Ministers could ease immigration rules for other staff-short industries later in the year, once the Migration Advisory Committee (MAC) has carried out its review of gaps in the workforce.

The list, which forms a key part of the government's post-Brexit immigration policy, sets out the jobs deemed by the government to face a short supply of workers in the domestic labour market and makes it easier for employers to recruit people from abroad to do them.

Speaking to PoliticsHome on his way to Paris last week, Sunak said the key thing about the UK's post-Brexit immigration system was that it gave the government "control" over who comes to the country, following the end of the EU's free movement of people. 

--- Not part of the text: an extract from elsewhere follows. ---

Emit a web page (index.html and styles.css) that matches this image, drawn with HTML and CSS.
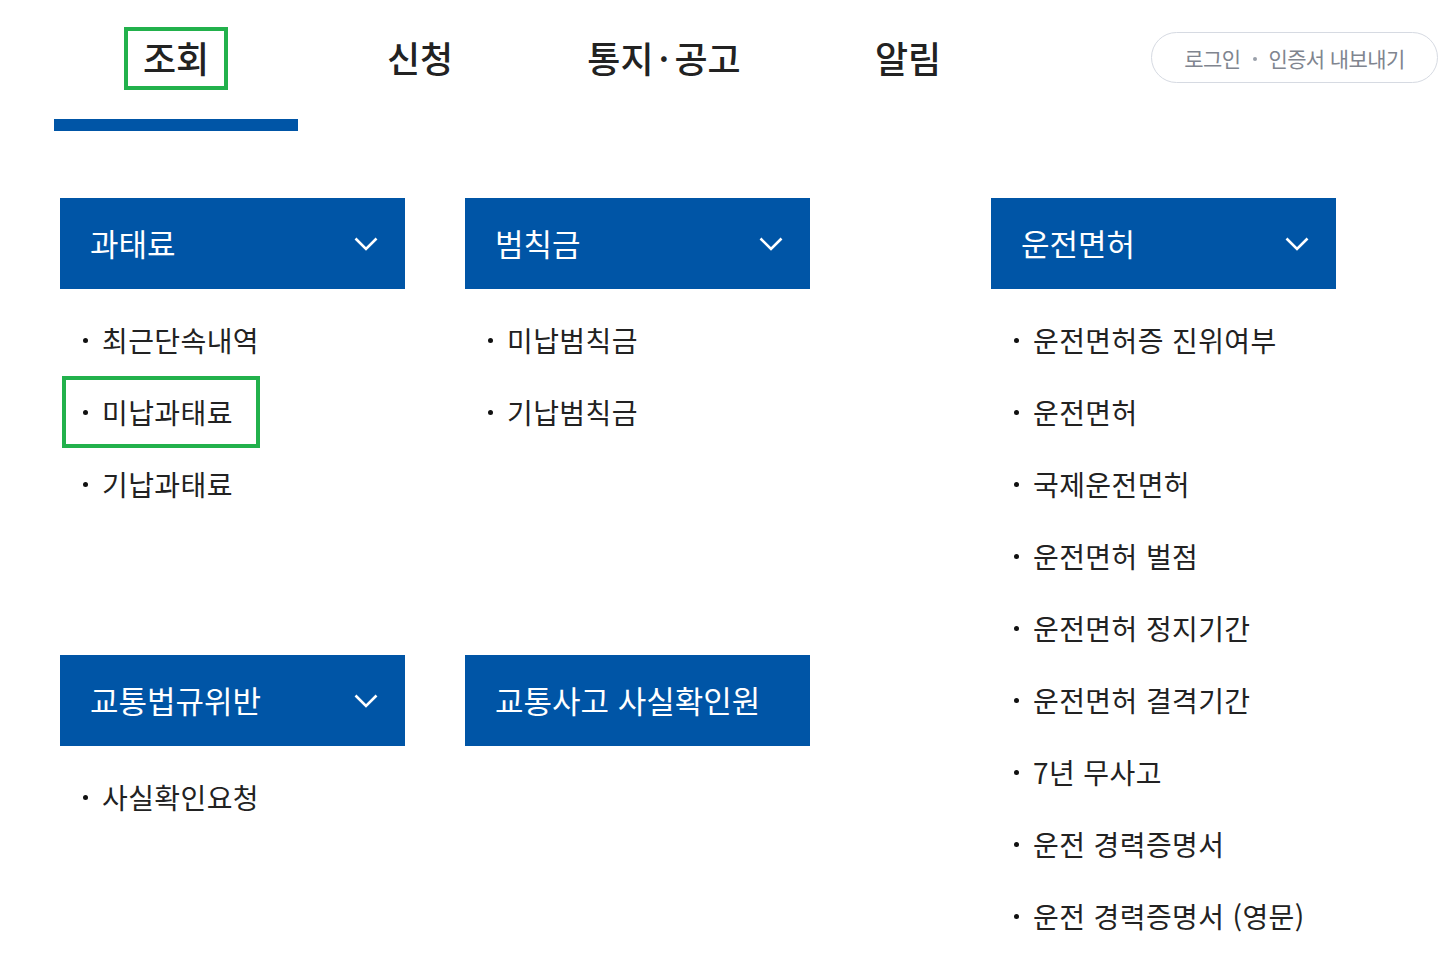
FILE: index.html
```html
<!DOCTYPE html>
<html lang="ko">
<head>
<meta charset="utf-8">
<title>메뉴</title>
<link rel="stylesheet" href="styles.css">
</head>
<body>
<header class="top">
  <nav class="tabs">
    <a class="tab active"><span class="tab-label marked">조회</span></a>
    <a class="tab"><span class="tab-label">신청</span></a>
    <a class="tab"><span class="tab-label">통지<span class="mid">·</span>공고</span></a>
    <a class="tab"><span class="tab-label">알림</span></a>
  </nav>
  <a class="login">로그인<span class="login-dot"></span>인증서 내보내기</a>
</header>

<main class="menu">
  <div class="left-grid">
    <section class="group">
      <div class="group-head"><span>과태료</span><svg class="chev" viewBox="0 0 24 14" width="24" height="14"><path d="M1.5 1.5 L12 12 L22.5 1.5" fill="none" stroke="#fff" stroke-width="2.6"/></svg></div>
      <ul class="items">
        <li><a class="item">최근단속내역</a></li>
        <li><a class="item marked">미납과태료</a></li>
        <li><a class="item">기납과태료</a></li>
      </ul>
    </section>
    <section class="group">
      <div class="group-head"><span>범칙금</span><svg class="chev" viewBox="0 0 24 14" width="24" height="14"><path d="M1.5 1.5 L12 12 L22.5 1.5" fill="none" stroke="#fff" stroke-width="2.6"/></svg></div>
      <ul class="items">
        <li><a class="item">미납범칙금</a></li>
        <li><a class="item">기납범칙금</a></li>
      </ul>
    </section>
    <section class="group">
      <div class="group-head"><span>교통법규위반</span><svg class="chev" viewBox="0 0 24 14" width="24" height="14"><path d="M1.5 1.5 L12 12 L22.5 1.5" fill="none" stroke="#fff" stroke-width="2.6"/></svg></div>
      <ul class="items">
        <li><a class="item">사실확인요청</a></li>
      </ul>
    </section>
    <section class="group">
      <div class="group-head"><span>교통사고 사실확인원</span></div>
    </section>
  </div>

  <section class="group right">
    <div class="group-head"><span>운전면허</span><svg class="chev" viewBox="0 0 24 14" width="24" height="14"><path d="M1.5 1.5 L12 12 L22.5 1.5" fill="none" stroke="#fff" stroke-width="2.6"/></svg></div>
    <ul class="items">
      <li><a class="item">운전면허증 진위여부</a></li>
      <li><a class="item">운전면허</a></li>
      <li><a class="item">국제운전면허</a></li>
      <li><a class="item">운전면허 벌점</a></li>
      <li><a class="item">운전면허 정지기간</a></li>
      <li><a class="item">운전면허 결격기간</a></li>
      <li><a class="item">7년 무사고</a></li>
      <li><a class="item">운전 경력증명서</a></li>
      <li><a class="item">운전 경력증명서 (영문)</a></li>
    </ul>
  </section>
</main>
</body>
</html>
```

FILE: styles.css
```css
* { box-sizing: border-box; }
html, body { margin: 0; padding: 0; background: #fff; }
body {
  font-family: "Noto Sans CJK KR", "Noto Sans", sans-serif;
  color: #222;
  width: 1450px;
}
a { color: inherit; text-decoration: none; }
ul { list-style: none; margin: 0; padding: 0; }

.top {
  display: flex;
  justify-content: space-between;
  align-items: flex-start;
  padding-left: 54px;
  padding-right: 12px;
}
.tabs { display: flex; }
.tab {
  width: 244px;
  height: 131px;
  display: flex;
  flex-direction: column;
  align-items: center;
  padding-top: 27px;
  border-bottom: 12px solid transparent;
}
.tab.active { border-bottom-color: #0055a6; }
.tab-label {
  display: inline-flex;
  align-items: center;
  justify-content: center;
  height: 63px;
  padding: 0 12px 3px;
  border: 4px solid transparent;
  font-size: 36px;
  font-weight: 500;
  color: #222;
  line-height: 1;
  white-space: nowrap;
}
.tab-label .mid { margin: 0 5px; }
.tab-label.marked { border-color: #22b14c; width: 104px; }

.login {
  margin-top: 32px;
  width: 287px;
  height: 51px;
  border: 1px solid #d6dae2;
  border-radius: 26px;
  display: flex;
  align-items: center;
  justify-content: center;
  padding-top: 1px;
  font-size: 21px;
  color: #80858f;
  letter-spacing: -0.6px;
  white-space: nowrap;
}
.login-dot {
  width: 4px;
  height: 4px;
  border-radius: 50%;
  background: #9aa0aa;
  margin: 2px 11px 0 13px;
  flex: none;
}

.menu {
  display: flex;
  align-items: flex-start;
  padding-left: 60px;
  margin-top: 67px;
}
.left-grid {
  display: grid;
  grid-template-columns: 345px 345px;
  column-gap: 60px;
  row-gap: 135px;
}
.group { width: 345px; }
.group.right { margin-left: 181px; }

.group-head {
  height: 91px;
  background: #0055a6;
  color: #fff;
  display: flex;
  align-items: center;
  justify-content: space-between;
  padding: 0 27px 0 30px;
  font-size: 31px;
  font-weight: 400;
  white-space: nowrap;
}
.group-head span { margin-top: -3px; }
.chev { display: block; margin-top: 0; }

.items { padding-top: 15px; }
.item {
  display: inline-flex;
  align-items: center;
  height: 72px;
  margin-left: 2px;
  padding: 0 23px 0 17px;
  border: 4px solid transparent;
  font-size: 28px;
  letter-spacing: 0.4px;
  color: #222;
  line-height: 1;
  white-space: nowrap;
}
.item::before {
  content: "";
  width: 5px;
  height: 5px;
  border-radius: 50%;
  background: #111;
  margin-right: 14px;
  flex: none;
}
.item.marked { border-color: #22b14c; }
```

“When it comes to legal migration, the big change post-Brexit is we are in control and most people will think that us being in control is the most important thing, so that we are deciding who is coming here, for what reasons and to do what," the PM said. 

Speaking at the Conservative party conference last October, Home Secretary Suella Braverman said her "ultimate aspiration" was hitting the net migration target first announced by Cameron, but did not give a specific target to for the government to hit before the next general election.

“In the 90s it was in the tens of thousands under Mrs Thatcher – net migration – and David Cameron famously said tens of thousands, no ifs no buts," she said at a fringe event.

“So that would be my ultimate aspiration but we’ve got to take it slowly and we’ve got to go incrementally. We have got to definitely substantially reduce the number of students, the number of work visas and in particular the number of dependants on those sorts of visas."